You wouldn’t be able to determine the second caveat from the book, so I need to tell you about it. My grandparents retired in the early 1980’s, and were finally able to follow their dreams of traveling across the country. They were driving up the Northern California coast when my grandfather experienced a severe stroke. He lived the last few years of his life bedridden, and often in severe discomfort.
One of the few inheritances I have from my grandfather is his copy of The Cost of Discipleship by Dietrich Bonhoeffer, in which Bonhoeffer famously says, “When Christ calls a man, he bids him come and die.” I think that it is equally true to say that Christ also calls us to come and suffer, and my grandfather suffered mightily.
DESIGN FOR HAPPINESS is a book about happiness, but it was written by a man who was not often very happy. Happiness is not a guarantee. Dr. Myres was not offering a guide on how to be happy, but instructions on how to follow Jesus in order to find complete happiness. He spent his life following Christ, as a preacher, as a teacher, and finally following Him in his suffering and death. “No healthy saint ever chooses suffering,” Oswald Chambers wrote. “He chooses God’s will, as Jesus did, whether it means suffering or not.”

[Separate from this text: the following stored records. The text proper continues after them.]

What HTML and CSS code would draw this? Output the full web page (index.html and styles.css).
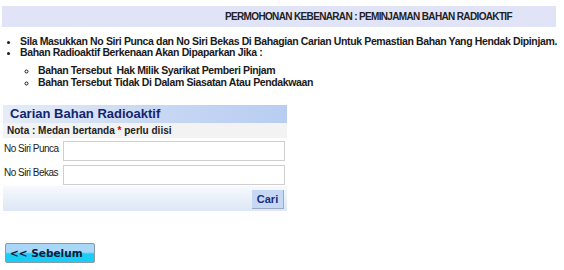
FILE: index.html
```html
<!DOCTYPE html>
<html lang="ms">
<head>
  <meta charset="UTF-8" />
  <title>Permohonan Kebenaran</title>
  <link rel="stylesheet" href="styles.css">
</head>
<body>

<div class="page-title">PERMOHONAN KEBENARAN : PEMINJAMAN BAHAN RADIOAKTIF</div>

<ul class="info">
  <li>Sila Masukkan No Siri Punca dan No Siri Bekas Di Bahagian Carian Untuk Pemastian Bahan Yang Hendak Dipinjam.</li>
  <li>Bahan Radioaktif Berkenaan Akan Dipaparkan Jika :
    <ul>
      <li>Bahan Tersebut&nbsp; Hak Milik Syarikat Pemberi Pinjam</li>
      <li>Bahan Tersebut Tidak Di Dalam Siasatan Atau Pendakwaan</li>
    </ul>
  </li>
</ul>

<div class="panel">
  <div class="panel-title">Carian Bahan Radioaktif</div>
  <div class="panel-note">Nota : Medan bertanda <span class="req">*</span> perlu diisi</div>
  <div class="field">
    <label for="punca">No Siri Punca</label>
    <input type="text" id="punca" />
  </div>
  <div class="field">
    <label for="bekas">No Siri Bekas</label>
    <input type="text" id="bekas" />
  </div>
  <div class="panel-foot">
    <button class="btn-cari">Cari</button>
  </div>
</div>

<button class="btn-back">&lt;&lt; Sebelum</button>

</body>
</html>
```

FILE: styles.css
```css
body {
  margin: 0;
  padding: 6px 8px 0 2px;
  background: #fff;
  color: #1a1a1a;
  font-family: 'Liberation Sans', Arial, sans-serif;
  font-size: 11px;
}
.page-title {
  width: 554px;
  height: 21px;
  line-height: 21px;
  padding-left: 223px;
  box-sizing: border-box;
  background: #e1e3f6;
  font-size: 10px;
  font-weight: bold;
  letter-spacing: -0.65px;
  color: #222;
  white-space: nowrap;
}
.info {
  margin: 9px 0 0 0;
  padding: 0 0 0 18px;
  font-size: 10.5px;
  font-weight: bold;
  letter-spacing: -0.37px;
  list-style: disc;
  white-space: nowrap;
}
.info li {
  line-height: 11px;
}
.info ul {
  margin: 6px 0 0 0;
  padding: 0 0 0 18px;
  list-style: circle;
}
.info ul li {
  line-height: 12px;
}
.panel {
  width: 284px;
  margin: 17px 0 0 1px;
  background: #fff;
}
.panel-title {
  height: 18px;
  line-height: 18px;
  padding-left: 7px;
  font-size: 13px;
  font-weight: bold;
  color: #15246e;
  background: linear-gradient(to right, #e6edf9, #c9d9f4 50%, #b8cdf1);
}
.panel-note {
  height: 15px;
  line-height: 15px;
  padding-left: 4px;
  background: #f3f3f3;
  font-weight: bold;
  font-size: 10px;
  color: #222;
}
.req {
  color: #e00;
}
.field {
  display: flex;
  align-items: flex-start;
  height: 24px;
  padding-top: 3px;
  box-sizing: border-box;
}
.field label {
  width: 59px;
  padding: 2px 0 0 1px;
  font-size: 10px;
  letter-spacing: -0.5px;
  color: #222;
  white-space: nowrap;
}
.field input {
  width: 222px;
  height: 20px;
  box-sizing: border-box;
  border: 1px solid #cfcfcf;
  margin: 0;
  padding: 1px 3px;
}
.panel-foot {
  display: flex;
  justify-content: flex-end;
  padding: 4px 3px 2px 0;
  background: linear-gradient(to bottom, #f7f9fd, #dde7f6);
}
.btn-cari {
  width: 32px;
  height: 19px;
  padding: 0;
  border: none;
  border-right: 1px solid #9aaac4;
  border-bottom: 1px solid #9aaac4;
  background: #c6d8f3;
  font-size: 11px;
  font-weight: bold;
  color: #1c2c7c;
}
.btn-back {
  display: block;
  margin: 32px 0 0 3px;
  width: 90px;
  height: 20px;
  padding: 0 0 0 4px;
  text-align: left;
  border: 1px solid #8a9aa8;
  border-radius: 2px;
  background: linear-gradient(to bottom, #a9d7f7 0%, #a9d7f7 45%, #19cdf6 55%, #19cdf6 100%);
  font-family: 'DejaVu Sans', Verdana, sans-serif;
  font-size: 10.5px;
  font-weight: bold;
  color: #0d1a3a;
}
```
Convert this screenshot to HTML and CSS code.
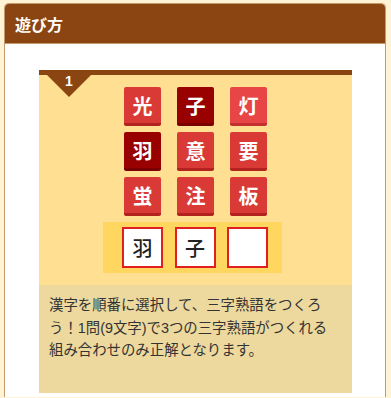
FILE: index.html
```html
<!DOCTYPE html>
<html lang="ja">
<head>
<meta charset="utf-8">
<link rel="stylesheet" href="styles.css">
</head>
<body>
<section class="card">
  <h2 class="card-title">遊び方</h2>
  <div class="card-body">
    <div class="step">
      <span class="step-num">1</span>
      <div class="board">
        <div class="grid">
          <span class="tile">光</span>
          <span class="tile dark">子</span>
          <span class="tile light">灯</span>
          <span class="tile dark">羽</span>
          <span class="tile">意</span>
          <span class="tile">要</span>
          <span class="tile">蛍</span>
          <span class="tile">注</span>
          <span class="tile">板</span>
        </div>
        <div class="answer">
          <span class="slot">羽</span>
          <span class="slot">子</span>
          <span class="slot"></span>
        </div>
      </div>
      <p class="step-text">漢字を順番に選択して、三字熟語をつくろう！1問(9文字)で3つの三字熟語がつくれる組み合わせのみ正解となります。</p>
    </div>
  </div>
</section>
</body>
</html>
```

FILE: styles.css
```css
html, body {
  margin: 0;
  padding: 0;
  background: #fff3d6;
  font-family: "Noto Sans CJK JP", "Noto Sans", sans-serif;
}
.card {
  margin: 3px 5px 0 4px;
  border: 1px solid #c49a6c;
  border-bottom: none;
  border-radius: 5px 5px 0 0;
  background: #fff;
  overflow: hidden;
}
.card-title {
  margin: 0;
  height: 40px;
  box-sizing: border-box;
  padding: 9px 0 0 10px;
  background: #8b4513;
  border-bottom: 1px solid #c49a6c;
  color: #fff;
  font-size: 16px;
  font-weight: bold;
  line-height: 22px;
}
.card-body {
  padding: 26px 33px 4px 34px;
}
.step {
  position: relative;
  border-top: 5px solid #8b4513;
  background: #ffdf91;
  padding-top: 12px;
}
.step-num {
  position: absolute;
  top: 0;
  left: 8px;
  width: 44px;
  height: 22px;
  background: #8b4513;
  clip-path: polygon(0 0, 100% 0, 50% 100%);
  color: #fff;
  text-align: center;
  font-family: "Liberation Sans", sans-serif;
  font-size: 14px;
  font-weight: bold;
  line-height: 13px;
}
.board {
  display: flex;
  flex-direction: column;
  align-items: center;
}
.grid {
  display: grid;
  grid-template-columns: repeat(3, 37px);
  column-gap: 16px;
  row-gap: 6px;
}
.tile {
  display: flex;
  align-items: center;
  justify-content: center;
  height: 36px;
  background: #d93a36;
  border-bottom: 3px solid #b2221f;
  border-radius: 2px;
  color: #fff;
  font-size: 20px;
  font-weight: bold;
}
.tile.dark {
  background: #990000;
  border-bottom-color: #7a0000;
}
.tile.light {
  background: #e84646;
  border-bottom-color: #c43030;
}
.answer {
  display: flex;
  gap: 11.5px;
  margin: 6px 6px 0 0;
  padding: 5px 14px 5px 19px;
  background: #ffd660;
}
.slot {
  display: flex;
  align-items: center;
  justify-content: center;
  width: 41px;
  height: 41px;
  box-sizing: border-box;
  background: #fff;
  border: 2px solid #e02020;
  color: #222;
  font-size: 20px;
  font-weight: 500;
}
.step-text {
  margin: 12px 0 0;
  padding: 9px 23px 31px 10px;
  background: #edd89e;
  color: #333;
  font-family: "Liberation Sans", "Noto Sans CJK JP", sans-serif;
  font-size: 14.4px;
  line-height: 22.5px;
}
```
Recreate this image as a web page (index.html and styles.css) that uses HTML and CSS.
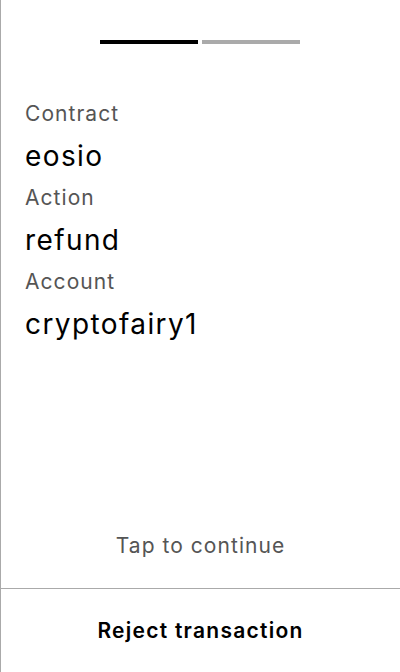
FILE: index.html
```html
<!DOCTYPE html>
<html>
<head>
<meta charset="utf-8">
<link rel="stylesheet" href="styles.css">
</head>
<body>
<div class="screen">
  <div class="progress">
    <div class="bar active"></div>
    <div class="bar"></div>
  </div>
  <div class="fields">
    <div class="label">Contract</div>
    <div class="value">eosio</div>
    <div class="label">Action</div>
    <div class="value">refund</div>
    <div class="label">Account</div>
    <div class="value">cryptofairy1</div>
  </div>
  <div class="tap">Tap to continue</div>
  <div class="reject">Reject transaction</div>
</div>
</body>
</html>
```

FILE: styles.css
```css
html, body {
  margin: 0;
  padding: 0;
  background: #fff;
}
body {
  font-family: Inter, "Noto Sans", sans-serif;
}
.screen {
  width: 399px;
  height: 672px;
  border-left: 1px solid #aaaaaa;
  display: flex;
  flex-direction: column;
}
.progress {
  display: flex;
  justify-content: center;
  gap: 4px;
  padding-top: 40px;
  padding-right: 1px;
}
.bar {
  width: 98px;
  height: 4px;
  background: #aaaaaa;
}
.bar.active {
  background: #000;
}
.fields {
  padding: 56px 24px 0 24px;
  flex: 1;
}
.label {
  font-size: 21px;
  line-height: 28px;
  letter-spacing: 0.05em;
  color: #555555;
}
.value {
  font-size: 28px;
  line-height: 56px;
  letter-spacing: 0.05em;
  color: #000;
}
.tap {
  text-align: center;
  font-size: 21px;
  letter-spacing: 0.05em;
  color: #555555;
  line-height: 28px;
  padding-bottom: 28px;
}
.reject {
  border-top: 1px solid #aaaaaa;
  text-align: center;
  font-size: 21px;
  font-weight: 600;
  letter-spacing: 0.06em;
  color: #000;
  height: 83px;
  line-height: 83px;
}
```
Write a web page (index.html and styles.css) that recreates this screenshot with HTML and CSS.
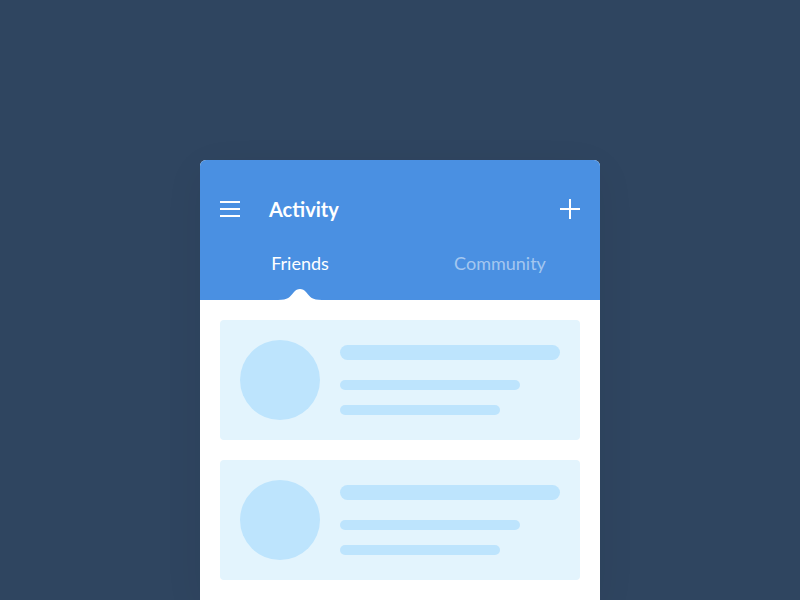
FILE: index.html
```html
<!DOCTYPE html>
<html>
<head>
<meta charset="utf-8">
<link rel="stylesheet" href="styles.css">
</head>
<body>
<div class="app">
  <header class="header">
    <div class="toolbar">
      <svg class="icon" width="20" height="20" viewBox="0 0 20 20"><rect x="0" y="2" width="20" height="2" fill="#fff"/><rect x="0" y="9" width="20" height="2" fill="#fff"/><rect x="0" y="16" width="20" height="2" fill="#fff"/></svg>
      <h1 class="title">Activity</h1>
      <svg class="icon plus" width="20" height="20" viewBox="0 0 20 20"><rect x="0" y="9" width="20" height="2" fill="#fff"/><rect x="9" y="0" width="2" height="20" fill="#fff"/></svg>
    </div>
    <nav class="tabs">
      <div class="tab active">Friends
        <svg class="bump" width="44" height="13" viewBox="0 0 44 13"><path d="M0 13 C10 13 12 10 16 5 C19 1 25 1 28 5 C32 10 34 13 44 13 Z" fill="#fff"/></svg>
      </div>
      <div class="tab">Community</div>
    </nav>
  </header>
  <main class="list">
    <div class="item">
      <div class="avatar"></div>
      <div class="lines">
        <div class="line l1"></div>
        <div class="line l2"></div>
        <div class="line l3"></div>
      </div>
    </div>
    <div class="item">
      <div class="avatar"></div>
      <div class="lines">
        <div class="line l1"></div>
        <div class="line l2"></div>
        <div class="line l3"></div>
      </div>
    </div>
  </main>
</div>
</body>
</html>
```
FILE: styles.css
```css
html, body {
  margin: 0;
  padding: 0;
}
body {
  width: 800px;
  height: 600px;
  overflow: hidden;
  background: #2f4560;
  font-family: Lato, "Open Sans", sans-serif;
}
.app {
  width: 400px;
  height: 440px;
  margin: 160px auto 0;
  border-radius: 6px 6px 0 0;
  overflow: hidden;
  background: #fff;
  box-shadow: 0 10px 40px rgba(0, 0, 0, 0.06);
}
.header {
  background: #4a90e2;
  color: #fff;
}
.toolbar {
  display: flex;
  align-items: center;
  height: 70px;
  padding: 14px 20px 0 20px;
}
.icon {
  display: block;
  flex: none;
}
.title {
  margin: 0 0 0 29px;
  font-size: 20px;
  font-weight: 700;
  flex: 1;
}
.tabs {
  display: grid;
  grid-template-columns: 1fr 1fr;
  height: 56px;
}
.tab {
  position: relative;
  text-align: center;
  font-size: 18px;
  line-height: 24px;
  padding-top: 7px;
  color: rgba(255, 255, 255, 0.5);
}
.tab.active {
  color: #fff;
}
.bump {
  position: absolute;
  left: 50%;
  bottom: 0;
  margin-left: -22px;
  display: block;
}
.list {
  display: flex;
  flex-direction: column;
  gap: 20px;
  padding: 20px;
}
.item {
  display: flex;
  gap: 20px;
  height: 120px;
  box-sizing: border-box;
  padding: 20px;
  background: #e3f4fd;
  border-radius: 4px;
}
.avatar {
  width: 80px;
  height: 80px;
  border-radius: 50%;
  background: #bde4fd;
  flex: none;
}
.lines {
  display: flex;
  flex-direction: column;
  padding-top: 5px;
}
.line {
  background: #bde4fd;
  border-radius: 8px;
  height: 10px;
}
.l1 { width: 220px; height: 15px; }
.l2 { width: 180px; margin-top: 20px; }
.l3 { width: 160px; margin-top: 15px; }
```
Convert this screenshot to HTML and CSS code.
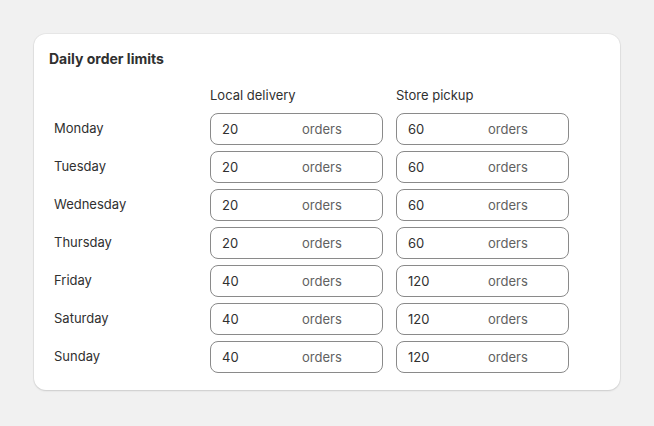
FILE: index.html
```html
<!DOCTYPE html>
<html lang="en">
<head>
    <meta charset="UTF-8">
    <meta name="viewport" content="width=device-width, initial-scale=1.0">
    <title>Daily order limits</title>
    <link rel="stylesheet" href="styles.css">
</head>
<body>

<div class="card">
    <h2 class="card-title">Daily order limits</h2>

    <div class="limits">
        <!-- Column headers -->
        <div class="col-head empty"></div>
        <div class="col-head">Local delivery</div>
        <div class="col-head">Store pickup</div>

        <div class="day">Monday</div>
        <div class="field"><span class="num">20</span><span class="suffix">orders</span></div>
        <div class="field"><span class="num">60</span><span class="suffix">orders</span></div>

        <div class="day">Tuesday</div>
        <div class="field"><span class="num">20</span><span class="suffix">orders</span></div>
        <div class="field"><span class="num">60</span><span class="suffix">orders</span></div>

        <div class="day">Wednesday</div>
        <div class="field"><span class="num">20</span><span class="suffix">orders</span></div>
        <div class="field"><span class="num">60</span><span class="suffix">orders</span></div>

        <div class="day">Thursday</div>
        <div class="field"><span class="num">20</span><span class="suffix">orders</span></div>
        <div class="field"><span class="num">60</span><span class="suffix">orders</span></div>

        <div class="day">Friday</div>
        <div class="field"><span class="num">40</span><span class="suffix">orders</span></div>
        <div class="field"><span class="num">120</span><span class="suffix">orders</span></div>

        <div class="day">Saturday</div>
        <div class="field"><span class="num">40</span><span class="suffix">orders</span></div>
        <div class="field"><span class="num">120</span><span class="suffix">orders</span></div>

        <div class="day">Sunday</div>
        <div class="field"><span class="num">40</span><span class="suffix">orders</span></div>
        <div class="field"><span class="num">120</span><span class="suffix">orders</span></div>
    </div>
</div>

</body>
</html>
```

FILE: styles.css
```css
/* Basic reset */
* {
    margin: 0;
    padding: 0;
    box-sizing: border-box;
}
body {
    padding: 34px;
    font-family: Inter, "Noto Sans", sans-serif;
    font-size: 13px;
    color: #303030;
    background-color: #f1f1f1;
}

/* Card */
.card {
    width: 586px;
    padding: 16px 15px 17px;
    background-color: #fff;
    border-radius: 12px;
    box-shadow: 0 1px 2px rgba(0, 0, 0, 0.12), 0 0 0 1px rgba(0, 0, 0, 0.04);
}
.card-title {
    font-size: 14px;
    font-weight: 650;
    line-height: 18px;
    color: #303030;
}

/* Limits grid */
.limits {
    display: grid;
    grid-template-columns: 148px 173px 173px;
    column-gap: 13px;
    row-gap: 6px;
    margin-top: 18px;
    align-items: center;
}
.col-head {
    line-height: 18px;
    margin-bottom: 3px;
}
.day {
    padding-left: 5px;
    line-height: 18px;
    margin-top: -3px;
}

/* Input field */
.field {
    display: flex;
    align-items: center;
    height: 32px;
    padding: 0 11px;
    border: 1px solid #8a8a8a;
    border-radius: 8px;
    background-color: #fff;
}
.field .num {
    width: 80px;
    color: #303030;
}
.field .suffix {
    color: #616161;
}
```
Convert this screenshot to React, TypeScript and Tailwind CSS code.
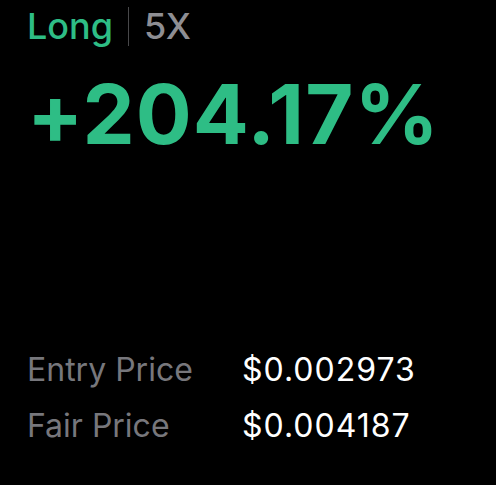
export default function App() {
  return (
    <div className="w-[496px] h-[485px] bg-black font-['Inter',sans-serif] pl-[27px] pt-[8px] overflow-hidden">
      <div className="flex items-center h-[36px]">
        <span className="text-[#2ebd85] text-[36px] font-medium leading-none">Long</span>
        <span className="w-px h-[39px] bg-[#48484a] mx-[15px]" />
        <span className="text-[#8e8e93] text-[36px] font-medium leading-none tracking-[-0.5px]">5X</span>
      </div>
      <div className="mt-[29px] text-[#2ebd85] text-[83px] font-bold leading-none tracking-[1px]">
        +204.17%
      </div>
      <div className="mt-[198px] flex flex-col gap-[24px] text-[32px] leading-none">
        <div className="flex">
          <span className="w-[215px] text-[#77777c]">Entry Price</span>
          <span className="text-white tracking-[1px]">$0.002973</span>
        </div>
        <div className="flex">
          <span className="w-[215px] text-[#77777c]">Fair Price</span>
          <span className="text-white tracking-[1px]">$0.004187</span>
        </div>
      </div>
    </div>
  );
}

DESIGN FOR HAPPINESS is not a self-help book. It is does not provide a simple, easy-to-follow strategy that will ensure perfect happiness. It was written to point the reader towards a right relationship with Jesus, and to follow His will. It is my hope that publishing a new edition of this book helps, in some way, to bring people closer to His message. May God truly bless you, and thank you if you have read this far.